* [RAW DATA]:
▬▬▬
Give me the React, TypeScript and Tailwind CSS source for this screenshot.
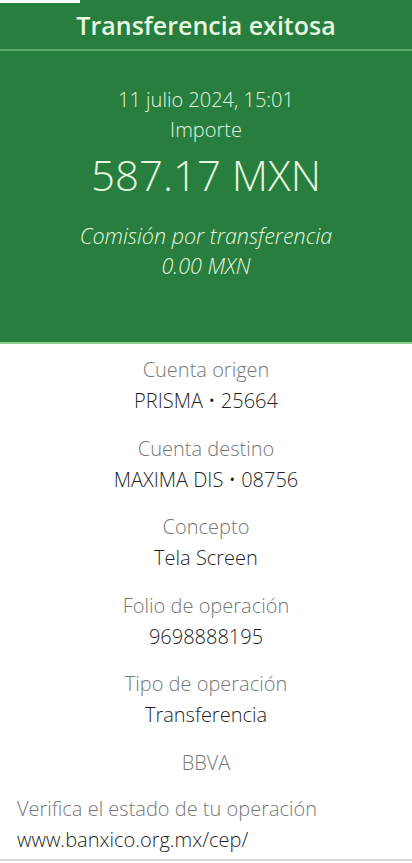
export default function App() {
  const rows = [
    { label: "Cuenta origen", value: "PRISMA • 25664" },
    { label: "Cuenta destino", value: "MAXIMA DIS • 08756" },
    { label: "Concepto", value: "Tela Screen" },
    { label: "Folio de operación", value: "9698888195" },
    { label: "Tipo de operación", value: "Transferencia" },
  ];

  return (
    <div className="w-[412px] h-[863px] bg-white font-['Open_Sans',sans-serif] font-light overflow-hidden">
      {/* Green summary */}
      <div className="bg-[#277e3f] text-[#e6f6df] border-b-2 border-[#8fcf92]">
        <div className="flex h-[3px]">
          <div className="w-[80px] bg-white" />
        </div>
        <div className="h-[48px] flex items-center justify-center border-b-2 border-[#5aa86a]">
          <h1 className="text-[25px] leading-[30px] font-semibold -mt-[3px]">Transferencia exitosa</h1>
        </div>
        <div className="flex flex-col items-center pt-[34px] pb-[61px]">
          <p className="text-[20px] leading-[30px]">11 julio 2024, 15:01</p>
          <p className="text-[20px] leading-[30px]">Importe</p>
          <p className="text-[42px] leading-[60px]">587.17 MXN</p>
          <p className="mt-[16px] text-[21.5px] leading-[30px] italic">Comisión por transferencia</p>
          <p className="text-[21.5px] leading-[30px] italic">0.00 MXN</p>
        </div>
      </div>

      {/* Details */}
      <div className="flex flex-col items-center pt-[10px]">
        {rows.map((r) => (
          <div key={r.label} className="flex flex-col items-center h-[78.5px]">
            <p className="text-[20px] leading-[31px] text-[#777777]">{r.label}</p>
            <p className="text-[20px] leading-[31px] text-[#1f1f1f]">{r.value}</p>
          </div>
        ))}
        <p className="text-[20px] leading-[31px] text-[#777777]">BBVA</p>
      </div>

      <div className="px-[17px] pt-[15px] pb-[4px] border-b-2 border-[#d9d9d9]">
        <p className="text-[20px] leading-[31px] text-[#777777]">Verifica el estado de tu operación</p>
        <p className="text-[20px] leading-[31px] text-[#1f1f1f]">www.banxico.org.mx/cep/</p>
      </div>
    </div>
  );
}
▬▬▬
Leaving the pictures aside, transcribe the entire listing exactly.

* [WRITTEN RESPONSE]:
Give me the React, TypeScript and Tailwind CSS source for this screenshot.
export default function App() {
  const rows = [
    { label: "Cuenta origen", value: "PRISMA • 25664" },
    { label: "Cuenta destino", value: "MAXIMA DIS • 08756" },
    { label: "Concepto", value: "Tela Screen" },
    { label: "Folio de operación", value: "9698888195" },
    { label: "Tipo de operación", value: "Transferencia" },
  ];

  return (
    <div className="w-[412px] h-[863px] bg-white font-['Open_Sans',sans-serif] font-light overflow-hidden">
      {/* Green summary */}
      <div className="bg-[#277e3f] text-[#e6f6df] border-b-2 border-[#8fcf92]">
        <div className="flex h-[3px]">
          <div className="w-[80px] bg-white" />
        </div>
        <div className="h-[48px] flex items-center justify-center border-b-2 border-[#5aa86a]">
          <h1 className="text-[25px] leading-[30px] font-semibold -mt-[3px]">Transferencia exitosa</h1>
        </div>
        <div className="flex flex-col items-center pt-[34px] pb-[61px]">
          <p className="text-[20px] leading-[30px]">11 julio 2024, 15:01</p>
          <p className="text-[20px] leading-[30px]">Importe</p>
          <p className="text-[42px] leading-[60px]">587.17 MXN</p>
          <p className="mt-[16px] text-[21.5px] leading-[30px] italic">Comisión por transferencia</p>
          <p className="text-[21.5px] leading-[30px] italic">0.00 MXN</p>
        </div>
      </div>

      {/* Details */}
      <div className="flex flex-col items-center pt-[10px]">
        {rows.map((r) => (
          <div key={r.label} className="flex flex-col items-center h-[78.5px]">
            <p className="text-[20px] leading-[31px] text-[#777777]">{r.label}</p>
            <p className="text-[20px] leading-[31px] text-[#1f1f1f]">{r.value}</p>
          </div>
        ))}
        <p className="text-[20px] leading-[31px] text-[#777777]">BBVA</p>
      </div>

      <div className="px-[17px] pt-[15px] pb-[4px] border-b-2 border-[#d9d9d9]">
        <p className="text-[20px] leading-[31px] text-[#777777]">Verifica el estado de tu operación</p>
        <p className="text-[20px] leading-[31px] text-[#1f1f1f]">www.banxico.org.mx/cep/</p>
      </div>
    </div>
  );
}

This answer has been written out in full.